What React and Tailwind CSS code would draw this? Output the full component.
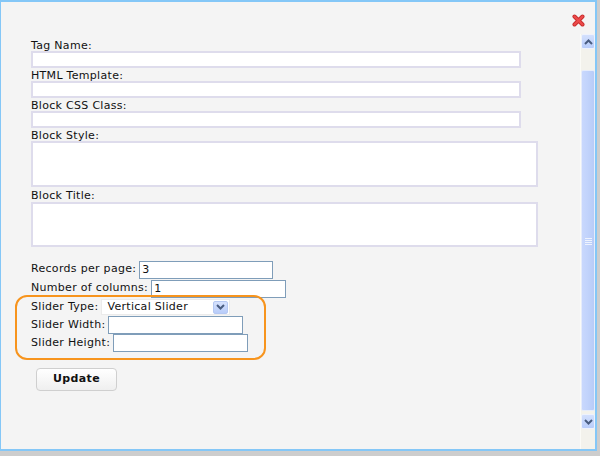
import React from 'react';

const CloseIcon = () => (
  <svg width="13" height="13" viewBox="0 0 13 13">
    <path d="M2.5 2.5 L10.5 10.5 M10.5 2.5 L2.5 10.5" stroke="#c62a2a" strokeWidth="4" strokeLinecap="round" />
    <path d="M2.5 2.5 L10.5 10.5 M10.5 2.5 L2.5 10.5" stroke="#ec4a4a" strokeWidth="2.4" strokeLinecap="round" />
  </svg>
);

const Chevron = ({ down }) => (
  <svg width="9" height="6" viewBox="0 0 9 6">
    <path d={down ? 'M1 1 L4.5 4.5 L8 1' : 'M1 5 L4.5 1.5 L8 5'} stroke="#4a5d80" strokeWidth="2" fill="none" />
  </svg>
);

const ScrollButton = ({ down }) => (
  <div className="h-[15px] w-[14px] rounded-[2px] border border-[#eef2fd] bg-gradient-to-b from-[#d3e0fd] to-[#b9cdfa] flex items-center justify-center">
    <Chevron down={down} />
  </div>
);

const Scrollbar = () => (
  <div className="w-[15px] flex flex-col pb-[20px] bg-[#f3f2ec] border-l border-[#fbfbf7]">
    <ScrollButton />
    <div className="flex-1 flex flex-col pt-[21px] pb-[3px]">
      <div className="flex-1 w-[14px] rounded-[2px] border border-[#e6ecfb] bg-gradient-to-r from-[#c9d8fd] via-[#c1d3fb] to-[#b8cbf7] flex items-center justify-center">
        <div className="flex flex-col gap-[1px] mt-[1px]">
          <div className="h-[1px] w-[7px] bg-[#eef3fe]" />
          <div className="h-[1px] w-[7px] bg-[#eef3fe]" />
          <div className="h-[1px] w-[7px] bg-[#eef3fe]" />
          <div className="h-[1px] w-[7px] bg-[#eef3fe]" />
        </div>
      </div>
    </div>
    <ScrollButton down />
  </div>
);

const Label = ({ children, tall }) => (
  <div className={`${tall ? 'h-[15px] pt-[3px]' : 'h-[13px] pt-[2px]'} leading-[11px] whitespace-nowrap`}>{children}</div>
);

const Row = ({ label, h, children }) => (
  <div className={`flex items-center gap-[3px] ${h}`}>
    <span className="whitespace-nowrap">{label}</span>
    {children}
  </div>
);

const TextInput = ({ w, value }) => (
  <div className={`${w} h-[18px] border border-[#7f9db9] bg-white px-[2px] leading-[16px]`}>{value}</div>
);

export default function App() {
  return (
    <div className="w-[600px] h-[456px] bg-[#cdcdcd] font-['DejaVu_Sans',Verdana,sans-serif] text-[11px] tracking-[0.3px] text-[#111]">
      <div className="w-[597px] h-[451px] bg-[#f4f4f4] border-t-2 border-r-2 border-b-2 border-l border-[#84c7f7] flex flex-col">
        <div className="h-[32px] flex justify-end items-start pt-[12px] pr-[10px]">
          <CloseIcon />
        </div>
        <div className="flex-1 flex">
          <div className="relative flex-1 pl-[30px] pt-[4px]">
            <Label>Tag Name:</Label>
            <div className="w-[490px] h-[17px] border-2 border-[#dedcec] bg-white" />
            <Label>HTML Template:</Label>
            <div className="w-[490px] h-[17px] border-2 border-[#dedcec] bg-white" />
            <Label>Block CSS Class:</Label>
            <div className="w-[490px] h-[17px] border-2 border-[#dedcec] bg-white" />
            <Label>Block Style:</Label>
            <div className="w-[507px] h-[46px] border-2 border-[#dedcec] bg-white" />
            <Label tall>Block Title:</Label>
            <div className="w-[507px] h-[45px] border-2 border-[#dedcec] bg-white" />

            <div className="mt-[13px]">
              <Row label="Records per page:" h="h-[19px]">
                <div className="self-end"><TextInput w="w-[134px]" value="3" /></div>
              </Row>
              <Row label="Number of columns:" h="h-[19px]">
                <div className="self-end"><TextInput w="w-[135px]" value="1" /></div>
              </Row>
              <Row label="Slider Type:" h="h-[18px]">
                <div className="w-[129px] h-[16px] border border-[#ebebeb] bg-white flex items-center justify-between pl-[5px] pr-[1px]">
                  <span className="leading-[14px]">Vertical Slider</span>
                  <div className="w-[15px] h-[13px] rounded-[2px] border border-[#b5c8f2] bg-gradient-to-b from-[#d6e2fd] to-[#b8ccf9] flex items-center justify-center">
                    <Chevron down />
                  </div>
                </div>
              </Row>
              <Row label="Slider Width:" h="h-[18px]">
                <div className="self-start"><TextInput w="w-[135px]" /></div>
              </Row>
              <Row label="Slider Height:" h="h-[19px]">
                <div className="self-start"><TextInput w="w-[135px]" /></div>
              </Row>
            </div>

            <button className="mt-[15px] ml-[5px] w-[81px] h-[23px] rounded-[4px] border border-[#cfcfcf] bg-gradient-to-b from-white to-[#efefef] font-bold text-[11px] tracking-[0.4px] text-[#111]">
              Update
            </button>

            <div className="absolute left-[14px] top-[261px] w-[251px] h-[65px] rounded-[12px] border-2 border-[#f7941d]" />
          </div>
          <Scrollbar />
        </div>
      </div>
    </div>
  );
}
___
TASK DESCRIPTION:
Without the pictures, write out all of the material exactly.

RESPONSE:
What React and Tailwind CSS code would draw this? Output the full component.
import React from 'react';

const CloseIcon = () => (
  <svg width="13" height="13" viewBox="0 0 13 13">
    <path d="M2.5 2.5 L10.5 10.5 M10.5 2.5 L2.5 10.5" stroke="#c62a2a" strokeWidth="4" strokeLinecap="round" />
    <path d="M2.5 2.5 L10.5 10.5 M10.5 2.5 L2.5 10.5" stroke="#ec4a4a" strokeWidth="2.4" strokeLinecap="round" />
  </svg>
);

const Chevron = ({ down }) => (
  <svg width="9" height="6" viewBox="0 0 9 6">
    <path d={down ? 'M1 1 L4.5 4.5 L8 1' : 'M1 5 L4.5 1.5 L8 5'} stroke="#4a5d80" strokeWidth="2" fill="none" />
  </svg>
);

const ScrollButton = ({ down }) => (
  <div className="h-[15px] w-[14px] rounded-[2px] border border-[#eef2fd] bg-gradient-to-b from-[#d3e0fd] to-[#b9cdfa] flex items-center justify-center">
    <Chevron down={down} />
  </div>
);

const Scrollbar = () => (
  <div className="w-[15px] flex flex-col pb-[20px] bg-[#f3f2ec] border-l border-[#fbfbf7]">
    <ScrollButton />
    <div className="flex-1 flex flex-col pt-[21px] pb-[3px]">
      <div className="flex-1 w-[14px] rounded-[2px] border border-[#e6ecfb] bg-gradient-to-r from-[#c9d8fd] via-[#c1d3fb] to-[#b8cbf7] flex items-center justify-center">
        <div className="flex flex-col gap-[1px] mt-[1px]">
          <div className="h-[1px] w-[7px] bg-[#eef3fe]" />
          <div className="h-[1px] w-[7px] bg-[#eef3fe]" />
          <div className="h-[1px] w-[7px] bg-[#eef3fe]" />
          <div className="h-[1px] w-[7px] bg-[#eef3fe]" />
        </div>
      </div>
    </div>
    <ScrollButton down />
  </div>
);

const Label = ({ children, tall }) => (
  <div className={`${tall ? 'h-[15px] pt-[3px]' : 'h-[13px] pt-[2px]'} leading-[11px] whitespace-nowrap`}>{children}</div>
);

const Row = ({ label, h, children }) => (
  <div className={`flex items-center gap-[3px] ${h}`}>
    <span className="whitespace-nowrap">{label}</span>
    {children}
  </div>
);

const TextInput = ({ w, value }) => (
  <div className={`${w} h-[18px] border border-[#7f9db9] bg-white px-[2px] leading-[16px]`}>{value}</div>
);

export default function App() {
  return (
    <div className="w-[600px] h-[456px] bg-[#cdcdcd] font-['DejaVu_Sans',Verdana,sans-serif] text-[11px] tracking-[0.3px] text-[#111]">
      <div className="w-[597px] h-[451px] bg-[#f4f4f4] border-t-2 border-r-2 border-b-2 border-l border-[#84c7f7] flex flex-col">
        <div className="h-[32px] flex justify-end items-start pt-[12px] pr-[10px]">
          <CloseIcon />
        </div>
        <div className="flex-1 flex">
          <div className="relative flex-1 pl-[30px] pt-[4px]">
            <Label>Tag Name:</Label>
            <div className="w-[490px] h-[17px] border-2 border-[#dedcec] bg-white" />
            <Label>HTML Template:</Label>
            <div className="w-[490px] h-[17px] border-2 border-[#dedcec] bg-white" />
            <Label>Block CSS Class:</Label>
            <div className="w-[490px] h-[17px] border-2 border-[#dedcec] bg-white" />
            <Label>Block Style:</Label>
            <div className="w-[507px] h-[46px] border-2 border-[#dedcec] bg-white" />
            <Label tall>Block Title:</Label>
            <div className="w-[507px] h-[45px] border-2 border-[#dedcec] bg-white" />

            <div className="mt-[13px]">
              <Row label="Records per page:" h="h-[19px]">
                <div className="self-end"><TextInput w="w-[134px]" value="3" /></div>
              </Row>
              <Row label="Number of columns:" h="h-[19px]">
                <div className="self-end"><TextInput w="w-[135px]" value="1" /></div>
              </Row>
              <Row label="Slider Type:" h="h-[18px]">
                <div className="w-[129px] h-[16px] border border-[#ebebeb] bg-white flex items-center justify-between pl-[5px] pr-[1px]">
                  <span className="leading-[14px]">Vertical Slider</span>
                  <div className="w-[15px] h-[13px] rounded-[2px] border border-[#b5c8f2] bg-gradient-to-b from-[#d6e2fd] to-[#b8ccf9] flex items-center justify-center">
                    <Chevron down />
                  </div>
                </div>
              </Row>
              <Row label="Slider Width:" h="h-[18px]">
                <div className="self-start"><TextInput w="w-[135px]" /></div>
              </Row>
              <Row label="Slider Height:" h="h-[19px]">
                <div className="self-start"><TextInput w="w-[135px]" /></div>
              </Row>
            </div>

            <button className="mt-[15px] ml-[5px] w-[81px] h-[23px] rounded-[4px] border border-[#cfcfcf] bg-gradient-to-b from-white to-[#efefef] font-bold text-[11px] tracking-[0.4px] text-[#111]">
              Update
            </button>

            <div className="absolute left-[14px] top-[261px] w-[251px] h-[65px] rounded-[12px] border-2 border-[#f7941d]" />
          </div>
          <Scrollbar />
        </div>
      </div>
    </div>
  );
}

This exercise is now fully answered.